Todas as partes do corpo humano estão relacionadas – ainda que não percebamos. A saúde bucal deixou de ser vista como algo isolado, já que estudos e a evolução da odontologia demonstram que os cuidados com a boca podem interferir no organismo como um todo. Por mais que a saúde bucal seja valorizada principalmente pela preocupação estética, ela também pode ser considerada a porta de entrada para diversas enfermidades, como doenças cardíacas e pulmonares.
A partir dessas constatações, a dentista Camila Silveira Sfreddo investiga sobre a relação entre a periodontite e o câncer de mama desde 2011. Esta temática foi estudada por ela na graduação em Odontologia e no Mestrado em Ciências Odontológicas com ênfase em Periodontia, ambos realizados na UFSM. Após analisar os dados finais, a pesquisadora, que hoje é doutoranda pelo mesmo programa de pós-graduação, comprovou que mulheres com periodontite têm até três vezes mais chance de ter câncer de mama.
Como foi feito o estudo?
A pesquisa de mestrado de Camila, divulgada em 2014, revelou as informações mais recentes sobre a temática. Realizada em parceria com o Hospital Universitário de Santa Maria (Husm), o estudo contou com a ajuda de quatro pesquisadores, entre eles o orientador de Camila e professor do Departamento de Estomatologia do Centro de Ciências da Saúde da UFSM, Carlos Heitor Moreira. O professor explica que as mulheres com câncer de mama têm um histórico maior nos diferentes fatores avaliados: “em todos os critérios que usamos para determinar o nível da periodontite, as mulheres com câncer tinham maior severidade da doença periodontal”.

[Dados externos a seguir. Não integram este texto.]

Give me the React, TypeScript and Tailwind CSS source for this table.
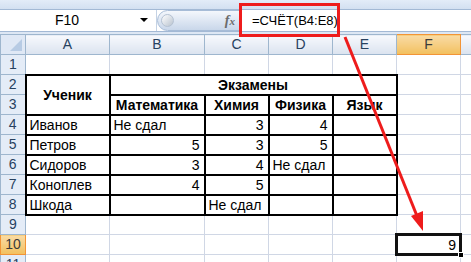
import React from "react";

type Cell = {
  text?: string;
  align?: "left" | "right" | "center";
  bold?: boolean;
  table?: boolean;
  colSpan?: number;
  rowSpan?: number;
};

const COLS = ["A", "B", "C", "D", "E", "F", "G"];
const WIDTHS = [25, 84, 95, 64, 64, 64, 64, 64];

const t = (text = "", align: Cell["align"] = "left", bold = false): Cell => ({
  text,
  align,
  bold,
  table: true,
});
const empty: Cell = {};

// rows 1..11, each row lists the cells for columns A..G
const rows: Cell[][] = [
  [empty, empty, empty, empty, empty, empty, empty],
  [
    { ...t("Ученик", "center", true), rowSpan: 2 },
    { ...t("Экзамены", "center", true), colSpan: 4 },
    empty,
    empty,
  ],
  [t("Математика", "center", true), t("Химия", "center", true), t("Физика", "center", true), t("Язык", "center", true), empty, empty],
  [t("Иванов"), t("Не сдал"), t("3", "right"), t("4", "right"), t(), empty, empty],
  [t("Петров"), t("5", "right"), t("3", "right"), t("5", "right"), t(), empty, empty],
  [t("Сидоров"), t("3", "right"), t("4", "right"), t("Не сдал"), t(), empty, empty],
  [t("Коноплев"), t("4", "right"), t("5", "right"), t(), t(), empty, empty],
  [t("Шкода"), t(), t("Не сдал"), t(), t(), empty, empty],
  [empty, empty, empty, empty, empty, empty, empty],
  [empty, empty, empty, empty, empty, { text: "9", align: "right" }, empty],
  [empty, empty, empty, empty, empty, empty, empty],
];

function FormulaBar() {
  return (
    <div className="flex h-[22px] border-t border-[#a3b9d5] bg-white">
      <div className="relative flex w-[157px] items-center justify-center border-r border-[#c5d3e5]">
        <span className="pr-[22px] text-[14px] text-black">F10</span>
        <span className="absolute right-[8px] top-[8px] h-0 w-0 border-x-[4px] border-t-[4px] border-x-transparent border-t-black" />
      </div>
      <div className="flex w-[84px] items-center justify-between rounded-l-[11px] border border-[#a7bcd7] bg-gradient-to-b from-[#f4f7fc] to-[#c9d7ea] pl-[3px] pr-[5px]">
        <span className="h-[13px] w-[13px] rounded-full border border-[#b5c2d3] bg-gradient-to-br from-white to-[#b9c3cf]" />
        <span className="font-['Liberation_Serif'] text-[14px] font-bold italic text-[#6b6b6b]">
          f<span className="text-[11px]">x</span>
        </span>
      </div>
      <div className="flex flex-1 items-center pl-[11px] text-[13px] text-black">=СЧЁТ(B4:E8)</div>
    </div>
  );
}

function ColumnHeader({ label, active }: { label: string; active?: boolean }) {
  return (
    <th
      className={
        active
          ? "border border-[#f29436] bg-gradient-to-b from-[#f9dba4] to-[#f2c05c] p-0 text-center text-[14px] font-normal leading-[15px] text-[#3a3a3a]"
          : "border border-[#9eb6ce] bg-gradient-to-b from-[#f7f9fd] to-[#dbe3ef] p-0 text-center text-[14px] font-normal leading-[15px] text-[#27415f]"
      }
    >
      {label}
    </th>
  );
}

function RowHeader({ n }: { n: number }) {
  const active = n === 10;
  return (
    <td
      className={
        active
          ? "border border-[#f29436] bg-gradient-to-b from-[#f9dba4] to-[#f2c05c] p-0 text-center text-[14px] leading-[15px] text-[#3a3a3a]"
          : "border border-[#9eb6ce] bg-[#e4ecf7] p-0 text-center text-[14px] leading-[15px] text-[#27415f]"
      }
    >
      {n}
    </td>
  );
}

function SheetCell({ cell, selected }: { cell: Cell; selected?: boolean }) {
  const align =
    cell.align === "right" ? "text-right pr-[4px]" : cell.align === "center" ? "text-center" : "text-left pl-[3px]";
  const border = cell.table ? "border-2 border-black" : "border border-[#d0d7e5]";
  return (
    <td
      colSpan={cell.colSpan}
      rowSpan={cell.rowSpan}
      className={`relative whitespace-nowrap p-0 pt-[2px] text-[14px] leading-[15px] text-black ${align} ${border} ${
        cell.bold ? "font-bold" : ""
      }`}
    >
      {cell.text}
      {selected && (
        <span className="pointer-events-none absolute inset-[-2px] border-[3px] border-[#111]">
          <span className="absolute bottom-[-5px] right-[-5px] h-[6px] w-[6px] border border-white bg-black" />
        </span>
      )}
    </td>
  );
}

export default function App() {
  return (
    <div className="relative h-[262px] w-[471px] overflow-hidden bg-white font-['Liberation_Sans',Arial,sans-serif]">
      <div className="h-[9px] bg-gradient-to-b from-[#e3ecf8] to-[#d3e0f1]" />
      <FormulaBar />
      <div className="h-[3px] border-t border-[#a3b9d5] bg-[#dde7f4]" />

      <table className="table-fixed border-collapse" style={{ width: WIDTHS.reduce((a, b) => a + b, 0) }}>
        <colgroup>
          {WIDTHS.map((w, i) => (
            <col key={i} style={{ width: w }} />
          ))}
        </colgroup>
        <thead>
          <tr className="h-[20px]">
            <th className="relative border border-[#9eb6ce] bg-[#dfe8f5] p-0">
              <span className="absolute bottom-[3px] right-[3px] h-0 w-0 border-b-[12px] border-l-[12px] border-b-[#b7cbe4] border-l-transparent" />
            </th>
            {COLS.map((c) => (
              <ColumnHeader key={c} label={c} active={c === "F"} />
            ))}
          </tr>
        </thead>
        <tbody>
          {rows.map((cells, r) => (
            <tr key={r} className="h-[20px]">
              <RowHeader n={r + 1} />
              {cells.map((cell, c) => (
                <SheetCell key={c} cell={cell} selected={r === 9 && c === 5} />
              ))}
            </tr>
          ))}
        </tbody>
      </table>

      {/* callout: formula box and arrow to the result cell */}
      <div className="pointer-events-none absolute left-[239px] top-[3px] h-[34px] w-[101px] border-[3px] border-[#ee1c1c]" />
      <svg className="pointer-events-none absolute inset-0" width={471} height={262}>
        <line x1={345} y1={37} x2={417} y2={216} stroke="#ee1c1c" strokeWidth={3} />
        <polygon points="423,231 411,216 423,211" fill="#ee1c1c" />
      </svg>
    </div>
  );
}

Para chegar aos resultados, os pesquisadores compararam mulheres que já tinham o diagnóstico de câncer de mama (denominadas, na pesquisa, como casos) com mulheres que não tinham câncer (identificadas como controles). Os resultados mostraram que as mulheres com câncer de mama possuíam histórico de destruição dos tecidos periodontais maior do que as mulheres controle. A partir do exame da condição periodontal das participantes, foi feita uma análise de dados. O estudo, que contou com 67 casos e 134 controles, foi publicado na Community Dentistry and Oral Epidemiology, revista de referência mundial na área de Odontologia, em junho de 2017.
Segundo Carlos Heitor, para que o estudo fosse o mais verídico possível, eles utilizaram exames clínicos completos. “Nós realizamos, do ponto de vista do exame periodontal, o que tem de mais acurado e verdadeiro”, pontua. Todo esse cuidado foi para que a pesquisa pudesse se diferenciar positivamente das feitas anteriormente, fora do Brasil.
Camila reforça, no entanto, que não se pode dizer que a periodontite causa o câncer de mama, pois o tipo de delineamento do estudo não permite que se comprove uma relação de causalidade. “Pode ser que elas estejam associadas porque compartilham fatores de risco comuns ou porque, na verdade, o tratamento para o câncer e o próprio câncer influencie na saúde bucal, então tem essa relação inversa também”, explica a doutoranda.
A recomendação de Camila é para que mulheres com periodontite ou suspeita da doença procurem o atendimento para se tratar e, posteriormente, receber acompanhamento. Isso porque, muitas vezes, a doença periodontal não provoca dor em estágios iniciais, e algumas pessoas convivem com ela por anos até perder os dentes ou notar que estes eles estão trocando de posição.
O estudo foi tema de uma matéria na versão digital do Daily Mail, um reconhecido jornal britânico, em dezembro do último ano. No texto, Nigel Carter OBE, membro da Order of the British Empire (ordem da cavalaria inglesa que gratifica pessoas que contribuíram para as artes e ciências), comenta que existem evidências para apoiar a teoria de que doenças na gengiva podem ter um impacto muito grande na saúde do nosso corpo por inteiro.
Qual o impacto da pesquisa?
Camila avalia que o trabalho tem grande importância dentro da área da periodontia e da odontologia no geral: “Não é um delineamento fácil de ser colocado em prática, ainda mais com essa população vulnerável, que são essas mulheres com câncer”. Camila pondera que, além de existir a associação do câncer de mama com a periodontite, pode existir com outras doenças sistêmicas, por isso é essencial cuidar da saúde bucal. “A gente tenta, cada vez mais, fazer estratégias de promoção de saúde e abordagem de risco comum que associa a saúde bucal com a saúde de uma forma geral”, comenta a dentista.
O orientador Carlos Heitor ainda salienta que é possível que sejam feitos trabalhos em Santa Maria que tenham grande relevância e alto impacto. “No que o teu trabalho vai ajudar e melhorar a realidade de outras pessoas? Essa é uma preocupação que eu sempre tenho nos trabalhos que eu faço e nos alunos que eu oriento”, afirma o professor.